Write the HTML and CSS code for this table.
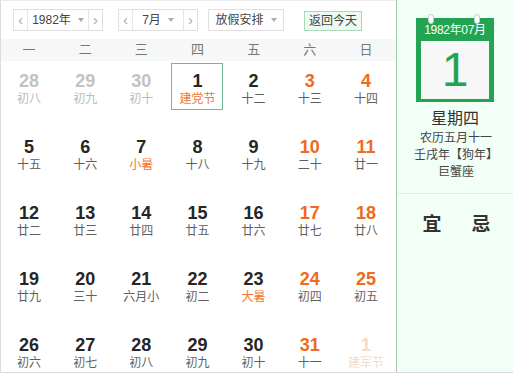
FILE: index.html
```html
<!DOCTYPE html>
<html lang="zh">
<head>
<meta charset="utf-8">
<title>万年历</title>
<link rel="stylesheet" href="styles.css">
</head>
<body>
<div class="widget">
  <div class="main">
    <div class="toolbar">
      <div class="select">
        <span class="arrow">&lsaquo;</span>
        <span class="value">1982年<i class="caret"></i></span>
        <span class="arrow right">&rsaquo;</span>
      </div>
      <div class="select month">
        <span class="arrow">&lsaquo;</span>
        <span class="value">7月<i class="caret"></i></span>
        <span class="arrow right">&rsaquo;</span>
      </div>
      <div class="select holiday">
        <span class="value">放假安排<i class="caret"></i></span>
      </div>
      <div class="today-btn">返回今天</div>
    </div>
    <div class="weekdays">
      <span>一</span><span>二</span><span>三</span><span>四</span><span>五</span><span>六</span><span>日</span>
    </div>
    <div class="grid">
      <div class="cell other"><b>28</b><small>初八</small></div>
      <div class="cell other"><b>29</b><small>初九</small></div>
      <div class="cell other"><b>30</b><small>初十</small></div>
      <div class="cell today"><b>1</b><small class="fest">建党节</small></div>
      <div class="cell"><b>2</b><small>十二</small></div>
      <div class="cell wk"><b>3</b><small>十三</small></div>
      <div class="cell wk"><b>4</b><small>十四</small></div>

      <div class="cell"><b>5</b><small>十五</small></div>
      <div class="cell"><b>6</b><small>十六</small></div>
      <div class="cell"><b>7</b><small class="fest">小暑</small></div>
      <div class="cell"><b>8</b><small>十八</small></div>
      <div class="cell"><b>9</b><small>十九</small></div>
      <div class="cell wk"><b>10</b><small>二十</small></div>
      <div class="cell wk"><b>11</b><small>廿一</small></div>

      <div class="cell"><b>12</b><small>廿二</small></div>
      <div class="cell"><b>13</b><small>廿三</small></div>
      <div class="cell"><b>14</b><small>廿四</small></div>
      <div class="cell"><b>15</b><small>廿五</small></div>
      <div class="cell"><b>16</b><small>廿六</small></div>
      <div class="cell wk"><b>17</b><small>廿七</small></div>
      <div class="cell wk"><b>18</b><small>廿八</small></div>

      <div class="cell"><b>19</b><small>廿九</small></div>
      <div class="cell"><b>20</b><small>三十</small></div>
      <div class="cell"><b>21</b><small>六月小</small></div>
      <div class="cell"><b>22</b><small>初二</small></div>
      <div class="cell"><b>23</b><small class="fest">大暑</small></div>
      <div class="cell wk"><b>24</b><small>初四</small></div>
      <div class="cell wk"><b>25</b><small>初五</small></div>

      <div class="cell"><b>26</b><small>初六</small></div>
      <div class="cell"><b>27</b><small>初七</small></div>
      <div class="cell"><b>28</b><small>初八</small></div>
      <div class="cell"><b>29</b><small>初九</small></div>
      <div class="cell"><b>30</b><small>初十</small></div>
      <div class="cell wk"><b>31</b><small>十一</small></div>
      <div class="cell next"><b>1</b><small>建军节</small></div>
    </div>
  </div>
  <div class="side">
    <div class="cal-icon">
      <span class="ring r1"></span><span class="ring r2"></span>
      <div class="cal-head">1982年07月</div>
      <div class="cal-body">1</div>
    </div>
    <div class="week">星期四</div>
    <div class="lunar">农历五月十一</div>
    <div class="lunar">壬戌年【狗年】</div>
    <div class="lunar">巨蟹座</div>
    <div class="yiji"><span>宜</span><span>忌</span></div>
  </div>
</div>
</body>
</html>
```
FILE: styles.css
```css
* { box-sizing: border-box; }
html, body { margin: 0; padding: 0; background: #fff; }
body {
  font-family: "Liberation Sans", "Noto Sans CJK SC", sans-serif;
  color: #333;
  width: 513px;
  height: 375px;
  overflow: hidden;
}
.widget {
  display: flex;
  height: 373px;
  border-bottom: 1px solid #d8d8d8;
}
.main {
  width: 396px;
  border-left: 1px solid #dcdcdc;
  border-top: 1px solid #ececec;
  display: flex;
  flex-direction: column;
  overflow: hidden;
}
.toolbar {
  flex-shrink: 0;
  height: 38px;
  display: flex;
  align-items: flex-start;
  padding: 8px 0 0 12px;
}
.select {
  display: flex;
  height: 22px;
  border: 1px solid #e0e0e0;
  font-size: 12px;
  line-height: 20px;
  color: #444;
  width: 90px;
  margin-right: 15px;
}
.select.month { width: 80px; margin-right: 10px; }
.select.holiday { width: 76px; margin-right: 20px; }
.arrow {
  width: 14px;
  text-align: center;
  color: #aaa;
  font-size: 15px;
  border-right: 1px solid #e6e6e6;
  line-height: 19px;
}
.arrow.right { border-right: 0; border-left: 1px solid #e6e6e6; }
.value {
  flex: 1;
  display: flex;
  justify-content: center;
  align-items: center;
  gap: 7px;
}
.caret {
  width: 0; height: 0;
  border-left: 3px solid transparent;
  border-right: 3px solid transparent;
  border-top: 4px solid #aaa;
}
.today-btn {
  margin-top: 2px;
  height: 20px;
  padding: 0 4px;
  border: 1px solid #a8d9b8;
  background: #eef9f1;
  font-size: 12px;
  line-height: 18px;
  color: #444;
}
.weekdays {
  flex-shrink: 0;
  height: 22px;
  background: #f5f8f7;
  display: grid;
  grid-template-columns: repeat(7, 1fr);
  font-size: 13px;
  line-height: 22px;
  color: #777;
  text-align: center;
  padding-right: 2px;
}
.grid {
  flex-shrink: 0;
  display: grid;
  grid-template-columns: repeat(7, 1fr);
  grid-auto-rows: 66px;
  padding-right: 2px;
}
.cell {
  display: flex;
  flex-direction: column;
  align-items: center;
  justify-content: flex-start;
  width: 52px;
  height: 47px;
  margin: 2px auto 0;
  padding-top: 7px;
  border: 1px solid transparent;
}
.cell b {
  font-size: 18px;
  line-height: 20px;
  font-weight: bold;
  color: #262626;
}
.cell small {
  font-size: 12px;
  line-height: 16px;
  color: #5f5f5f;
}
.cell small.fest { color: #f0782e; }
.cell.wk b { color: #ee6a22; }
.cell.other b, .cell.other small { color: #bbb; font-weight: normal; }
.cell.other b { font-weight: bold; color: #c2c2c2; }
.cell.next b, .cell.next small { color: #f9d9c6; }
.cell.today { border-color: #6dbb92; }

.side {
  flex: 1;
  background: #f2fff7;
  border-left: 1px solid #a6c9b2;
  display: flex;
  flex-direction: column;
  align-items: center;
  padding-top: 18px;
}
.cal-icon {
  position: relative;
  width: 78px;
  background: #23a452;
  padding: 0 5px 3px;
}
.ring {
  position: absolute;
  top: -4px;
  width: 6px;
  height: 10px;
  border-radius: 3px;
  background: #fff;
  border: 1px solid #c8c8c8;
}
.r1 { left: 12px; }
.r2 { right: 14px; }
.cal-head {
  height: 23px;
  color: #fff;
  font-size: 12px;
  line-height: 25px;
  text-align: center;
  letter-spacing: -0.3px;
}
.cal-body {
  height: 58px;
  background: #f6f7f6;
  color: #23a452;
  font-size: 48px;
  line-height: 58px;
  text-align: center;
}
.week {
  margin-top: 6px;
  font-size: 16px;
  line-height: 22px;
  color: #333;
}
.lunar {
  font-size: 12px;
  line-height: 17px;
  color: #444;
  padding-left: 2px;
}
.yiji {
  margin-top: 12px;
  align-self: stretch;
  border-top: 1px solid #dfeee5;
  display: flex;
  justify-content: center;
  gap: 30px;
  padding: 15px 0 0 3px;
  font-size: 19px;
  font-weight: bold;
  color: #333;
}
```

--

**EXERCISE:**
What is needed is an exact reproduction of the data, pictures excluded.

**COMPLETED EXERCISE:**
Write the HTML and CSS code for this table.
FILE: index.html
```html
<!DOCTYPE html>
<html lang="zh">
<head>
<meta charset="utf-8">
<title>万年历</title>
<link rel="stylesheet" href="styles.css">
</head>
<body>
<div class="widget">
  <div class="main">
    <div class="toolbar">
      <div class="select">
        <span class="arrow">&lsaquo;</span>
        <span class="value">1982年<i class="caret"></i></span>
        <span class="arrow right">&rsaquo;</span>
      </div>
      <div class="select month">
        <span class="arrow">&lsaquo;</span>
        <span class="value">7月<i class="caret"></i></span>
        <span class="arrow right">&rsaquo;</span>
      </div>
      <div class="select holiday">
        <span class="value">放假安排<i class="caret"></i></span>
      </div>
      <div class="today-btn">返回今天</div>
    </div>
    <div class="weekdays">
      <span>一</span><span>二</span><span>三</span><span>四</span><span>五</span><span>六</span><span>日</span>
    </div>
    <div class="grid">
      <div class="cell other"><b>28</b><small>初八</small></div>
      <div class="cell other"><b>29</b><small>初九</small></div>
      <div class="cell other"><b>30</b><small>初十</small></div>
      <div class="cell today"><b>1</b><small class="fest">建党节</small></div>
      <div class="cell"><b>2</b><small>十二</small></div>
      <div class="cell wk"><b>3</b><small>十三</small></div>
      <div class="cell wk"><b>4</b><small>十四</small></div>

      <div class="cell"><b>5</b><small>十五</small></div>
      <div class="cell"><b>6</b><small>十六</small></div>
      <div class="cell"><b>7</b><small class="fest">小暑</small></div>
      <div class="cell"><b>8</b><small>十八</small></div>
      <div class="cell"><b>9</b><small>十九</small></div>
      <div class="cell wk"><b>10</b><small>二十</small></div>
      <div class="cell wk"><b>11</b><small>廿一</small></div>

      <div class="cell"><b>12</b><small>廿二</small></div>
      <div class="cell"><b>13</b><small>廿三</small></div>
      <div class="cell"><b>14</b><small>廿四</small></div>
      <div class="cell"><b>15</b><small>廿五</small></div>
      <div class="cell"><b>16</b><small>廿六</small></div>
      <div class="cell wk"><b>17</b><small>廿七</small></div>
      <div class="cell wk"><b>18</b><small>廿八</small></div>

      <div class="cell"><b>19</b><small>廿九</small></div>
      <div class="cell"><b>20</b><small>三十</small></div>
      <div class="cell"><b>21</b><small>六月小</small></div>
      <div class="cell"><b>22</b><small>初二</small></div>
      <div class="cell"><b>23</b><small class="fest">大暑</small></div>
      <div class="cell wk"><b>24</b><small>初四</small></div>
      <div class="cell wk"><b>25</b><small>初五</small></div>

      <div class="cell"><b>26</b><small>初六</small></div>
      <div class="cell"><b>27</b><small>初七</small></div>
      <div class="cell"><b>28</b><small>初八</small></div>
      <div class="cell"><b>29</b><small>初九</small></div>
      <div class="cell"><b>30</b><small>初十</small></div>
      <div class="cell wk"><b>31</b><small>十一</small></div>
      <div class="cell next"><b>1</b><small>建军节</small></div>
    </div>
  </div>
  <div class="side">
    <div class="cal-icon">
      <span class="ring r1"></span><span class="ring r2"></span>
      <div class="cal-head">1982年07月</div>
      <div class="cal-body">1</div>
    </div>
    <div class="week">星期四</div>
    <div class="lunar">农历五月十一</div>
    <div class="lunar">壬戌年【狗年】</div>
    <div class="lunar">巨蟹座</div>
    <div class="yiji"><span>宜</span><span>忌</span></div>
  </div>
</div>
</body>
</html>
```
FILE: styles.css
```css
* { box-sizing: border-box; }
html, body { margin: 0; padding: 0; background: #fff; }
body {
  font-family: "Liberation Sans", "Noto Sans CJK SC", sans-serif;
  color: #333;
  width: 513px;
  height: 375px;
  overflow: hidden;
}
.widget {
  display: flex;
  height: 373px;
  border-bottom: 1px solid #d8d8d8;
}
.main {
  width: 396px;
  border-left: 1px solid #dcdcdc;
  border-top: 1px solid #ececec;
  display: flex;
  flex-direction: column;
  overflow: hidden;
}
.toolbar {
  flex-shrink: 0;
  height: 38px;
  display: flex;
  align-items: flex-start;
  padding: 8px 0 0 12px;
}
.select {
  display: flex;
  height: 22px;
  border: 1px solid #e0e0e0;
  font-size: 12px;
  line-height: 20px;
  color: #444;
  width: 90px;
  margin-right: 15px;
}
.select.month { width: 80px; margin-right: 10px; }
.select.holiday { width: 76px; margin-right: 20px; }
.arrow {
  width: 14px;
  text-align: center;
  color: #aaa;
  font-size: 15px;
  border-right: 1px solid #e6e6e6;
  line-height: 19px;
}
.arrow.right { border-right: 0; border-left: 1px solid #e6e6e6; }
.value {
  flex: 1;
  display: flex;
  justify-content: center;
  align-items: center;
  gap: 7px;
}
.caret {
  width: 0; height: 0;
  border-left: 3px solid transparent;
  border-right: 3px solid transparent;
  border-top: 4px solid #aaa;
}
.today-btn {
  margin-top: 2px;
  height: 20px;
  padding: 0 4px;
  border: 1px solid #a8d9b8;
  background: #eef9f1;
  font-size: 12px;
  line-height: 18px;
  color: #444;
}
.weekdays {
  flex-shrink: 0;
  height: 22px;
  background: #f5f8f7;
  display: grid;
  grid-template-columns: repeat(7, 1fr);
  font-size: 13px;
  line-height: 22px;
  color: #777;
  text-align: center;
  padding-right: 2px;
}
.grid {
  flex-shrink: 0;
  display: grid;
  grid-template-columns: repeat(7, 1fr);
  grid-auto-rows: 66px;
  padding-right: 2px;
}
.cell {
  display: flex;
  flex-direction: column;
  align-items: center;
  justify-content: flex-start;
  width: 52px;
  height: 47px;
  margin: 2px auto 0;
  padding-top: 7px;
  border: 1px solid transparent;
}
.cell b {
  font-size: 18px;
  line-height: 20px;
  font-weight: bold;
  color: #262626;
}
.cell small {
  font-size: 12px;
  line-height: 16px;
  color: #5f5f5f;
}
.cell small.fest { color: #f0782e; }
.cell.wk b { color: #ee6a22; }
.cell.other b, .cell.other small { color: #bbb; font-weight: normal; }
.cell.other b { font-weight: bold; color: #c2c2c2; }
.cell.next b, .cell.next small { color: #f9d9c6; }
.cell.today { border-color: #6dbb92; }

.side {
  flex: 1;
  background: #f2fff7;
  border-left: 1px solid #a6c9b2;
  display: flex;
  flex-direction: column;
  align-items: center;
  padding-top: 18px;
}
.cal-icon {
  position: relative;
  width: 78px;
  background: #23a452;
  padding: 0 5px 3px;
}
.ring {
  position: absolute;
  top: -4px;
  width: 6px;
  height: 10px;
  border-radius: 3px;
  background: #fff;
  border: 1px solid #c8c8c8;
}
.r1 { left: 12px; }
.r2 { right: 14px; }
.cal-head {
  height: 23px;
  color: #fff;
  font-size: 12px;
  line-height: 25px;
  text-align: center;
  letter-spacing: -0.3px;
}
.cal-body {
  height: 58px;
  background: #f6f7f6;
  color: #23a452;
  font-size: 48px;
  line-height: 58px;
  text-align: center;
}
.week {
  margin-top: 6px;
  font-size: 16px;
  line-height: 22px;
  color: #333;
}
.lunar {
  font-size: 12px;
  line-height: 17px;
  color: #444;
  padding-left: 2px;
}
.yiji {
  margin-top: 12px;
  align-self: stretch;
  border-top: 1px solid #dfeee5;
  display: flex;
  justify-content: center;
  gap: 30px;
  padding: 15px 0 0 3px;
  font-size: 19px;
  font-weight: bold;
  color: #333;
}
```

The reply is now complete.